O programa do TCAF 2023 e David Barach dismistifcando o financiamento coletivo de quadrinhos no Canadá.

Alguns dados tirados das campanhas do Crowdfundr.ca podem ser específicos para o Canadá — como quinta-feira ser o melhor dia para se lançar uma campanha, e sexta-feira para terminar — mas me pareceram interessantes. Que o percentual de projetos bem sucedidos cresce com a inserção de imagens (sobe 21%) e de um vídeo (outros 13%) na campanha já era algo que imaginava, mas achei interessante descobrir que as campanhas que publicaram três updates ganharam outros 33% de chance de serem bem sucedidos. “E se forem feitos 4 updates?”, alguém perguntou. Aí já não faz diferença, foi a resposta.
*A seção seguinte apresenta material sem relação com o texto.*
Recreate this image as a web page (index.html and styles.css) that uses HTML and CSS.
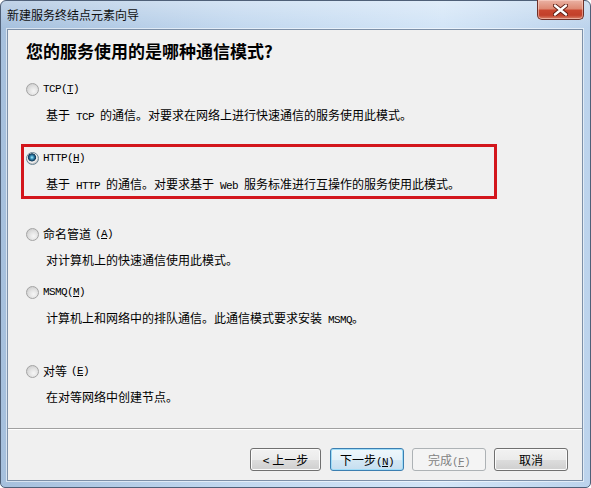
FILE: index.html
```html
<!DOCTYPE html>
<html lang="zh-CN">

<head>
    <meta charset="UTF-8" />
    <title>新建服务终结点元素向导</title>
    <link rel="stylesheet" href="styles.css">
</head>

<body>
    <div class="window">
        <div class="titlebar">
            <span class="title">新建服务终结点元素向导</span>
            <button class="close" title="关闭">
                <svg width="15" height="12" viewBox="0 0 15 12">
                    <path d="M2 1.5 L13 10.5 M13 1.5 L2 10.5" stroke="#5a1a10" stroke-width="4.2" stroke-linecap="round" />
                    <path d="M2 1.5 L13 10.5 M13 1.5 L2 10.5" stroke="#ffffff" stroke-width="2.4" stroke-linecap="round" />
                </svg>
            </button>
        </div>

        <div class="client">
            <h1 class="heading">您的服务使用的是哪种通信模式?</h1>

            <div class="options">
                <div class="option">
                    <div class="option-label"><span class="radio"></span><span class="en">TCP(<u>T</u>)</span></div>
                    <div class="option-desc">基于<span class="en"> TCP </span>的通信。对要求在网络上进行快速通信的服务使用此模式。</div>
                </div>
                <div class="option marked">
                    <div class="option-label"><span class="radio checked"></span><span class="en">HTTP(<u>H</u>)</span></div>
                    <div class="option-desc">基于<span class="en"> HTTP </span>的通信。对要求基于<span class="en"> Web </span>服务标准进行互操作的服务使用此模式。</div>
                </div>
                <div class="option">
                    <div class="option-label"><span class="radio"></span>命名管道<span class="en">(<u>A</u>)</span></div>
                    <div class="option-desc">对计算机上的快速通信使用此模式。</div>
                </div>
                <div class="option">
                    <div class="option-label"><span class="radio"></span><span class="en">MSMQ(<u>M</u>)</span></div>
                    <div class="option-desc">计算机上和网络中的排队通信。此通信模式要求安装<span class="en"> MSMQ</span>。</div>
                </div>
                <div class="option">
                    <div class="option-label"><span class="radio"></span>对等<span class="en">(<u>E</u>)</span></div>
                    <div class="option-desc">在对等网络中创建节点。</div>
                </div>
            </div>

            <div class="footer">
                <div class="separator"></div>
                <div class="buttons">
                    <button class="btn btn-back">&lt; 上一步</button>
                    <button class="btn default">下一步<span class="en">(<u>N</u>)</span></button>
                    <button class="btn" disabled>完成<span class="en">(<u>F</u>)</span></button>
                    <button class="btn">取消</button>
                </div>
            </div>
        </div>
    </div>
</body>

</html>
```

FILE: styles.css
```css
body {
    margin: 0;
    background: #ffffff;
    font-family: "Noto Sans CJK SC", sans-serif;
    font-size: 12px;
    color: #000;
}

.window {
    width: 591px;
    height: 488px;
    box-sizing: border-box;
    border: 1px solid #4f6078;
    border-radius: 6px 6px 5px 5px;
    padding: 0 7px 6px 6px;
    display: flex;
    flex-direction: column;
    background:
        linear-gradient(180deg, rgba(255, 255, 255, 0.3) 0, rgba(255, 255, 255, 0) 27px),
        linear-gradient(90deg, #a6c0dd 0, #c2d8ef 40%, #d3e5f7 75%, #bcd3ec 100%);
}

.titlebar {
    height: 28px;
    display: flex;
    align-items: flex-start;
}

.title {
    margin-top: 6px;
    line-height: 16px;
    color: #101010;
}

.close {
    margin-left: auto;
    margin-right: -1px;
    margin-top: -1px;
    width: 47px;
    height: 20px;
    padding: 0;
    border: 1px solid #6e3028;
    border-top: none;
    border-radius: 0 0 5px 5px;
    background: linear-gradient(180deg, #eab2a4 0, #de8a74 45%, #c9462f 55%, #c2402a 80%, #d9826a 100%);
    box-shadow: inset 0 0 0 1px rgba(255, 220, 210, 0.5);
    display: flex;
    align-items: center;
    justify-content: center;
}

.client {
    flex: 1;
    display: flex;
    flex-direction: column;
    background: #f0f0f0;
    border: 1px solid #7d90a8;
    box-shadow: 0 0 0 1px rgba(255, 255, 255, 0.55);
}

.heading {
    margin: 9px 0 0 18px;
    font-size: 17px;
    line-height: 24px;
    font-weight: bold;
}

.options {
    flex: 1;
    display: flex;
    flex-direction: column;
    padding-left: 13px;
}

.option {
    width: 476px;
    box-sizing: border-box;
    border: 3px solid transparent;
    padding: 3px 2px 4px;
}

.option:nth-child(1) { margin-top: 12px; }
.option:nth-child(2) { margin-top: 14px; }
.option:nth-child(3) { margin-top: 21px; }
.option:nth-child(4) { margin-top: 3px; }
.option:nth-child(5) { margin-top: 24px; }

.option.marked {
    border-color: #d3161c;
}

.option-label {
    display: flex;
    align-items: center;
    gap: 4px;
    height: 16px;
    line-height: 16px;
}

.option-desc {
    margin-top: 10px;
    padding-left: 20px;
    height: 16px;
    line-height: 16px;
    white-space: nowrap;
}

.en {
    font-family: "Liberation Mono", monospace;
    font-size: 11px;
    letter-spacing: -0.6px;
}

.radio {
    width: 13px;
    height: 13px;
    box-sizing: border-box;
    border-radius: 50%;
    border: 1px solid #a3a3a3;
    background: radial-gradient(circle at 60% 65%, #f6f6f6 0, #e2e2e2 45%, #c4c4c4 100%);
    flex: none;
}

.radio.checked {
    border-color: #6a8494;
    background: radial-gradient(circle at 45% 40%, #b4ecfa 0, #48a5cc 1.4px, #1f5a80 2.8px, #123a58 3.8px, #dcdcdc 4.3px, #f4f4f4 5px, #c8c8c8 6px);
}

.footer {
    padding-bottom: 9px;
}

.separator {
    height: 1px;
    background: #a0a0a0;
    border-bottom: 1px solid #ffffff;
}

.buttons {
    margin-top: 18px;
    display: flex;
    justify-content: flex-end;
    gap: 8px;
    padding-right: 14px;
}

.btn {
    width: 74px;
    height: 23px;
    box-sizing: border-box;
    padding: 0;
    border: 1px solid #707070;
    border-radius: 3px;
    background: linear-gradient(180deg, #f2f2f2 0, #ebebeb 50%, #dddddd 51%, #cfcfcf 100%);
    box-shadow: inset 0 0 0 1px #fbfbfb;
    font-family: "Noto Sans CJK SC", sans-serif;
    font-size: 12px;
    color: #000;
}

.btn-back {
    width: 71px;
    margin-right: 1px;
}

.btn.default {
    border-color: #3c7fb1;
    box-shadow: inset 0 0 0 1px #9fdcf7;
    background: linear-gradient(180deg, #eef7fc 0, #e4f1f9 50%, #d4e8f4 51%, #c6def0 100%);
}

.btn:disabled {
    border-color: #adb2b5;
    background: #f4f4f4;
    box-shadow: none;
    color: #838383;
}
```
Ao invés de uma certa mística natural sobre os trabalhos apresentados vistas em palestras e mesas voltadas ao grande público, o clima visto na Word Balloon Academy foi de total cumplicidade e de egos zerados: todos estavam ali para se ajudar, e nenhuma pergunta era deixada sem uma resposta clara. “Nosso tempo acabou mas estou disponível aqui no canto da sala para quem quiser tirar alguma dúvida ou fazer uma pergunta específica” era a frase final de todos os palestrantes. E diferente da perspectiva de negócios que observei em festivais europeus, onde é mais comum se ter representantes de editoras negociando licenciamento de títulos entre si ou sessões de análise de portfólio por editores, aqui a tônica é o fortalecimento do quadrinista como profissional, para que a cena toda se torne mais profícua e eficaz — e efetivamente uma indústria consistente. Esse tipo de iniciativa, aliás, seria extremamente benéfica se incorporada aos eventos brasileiros de quadrinhos.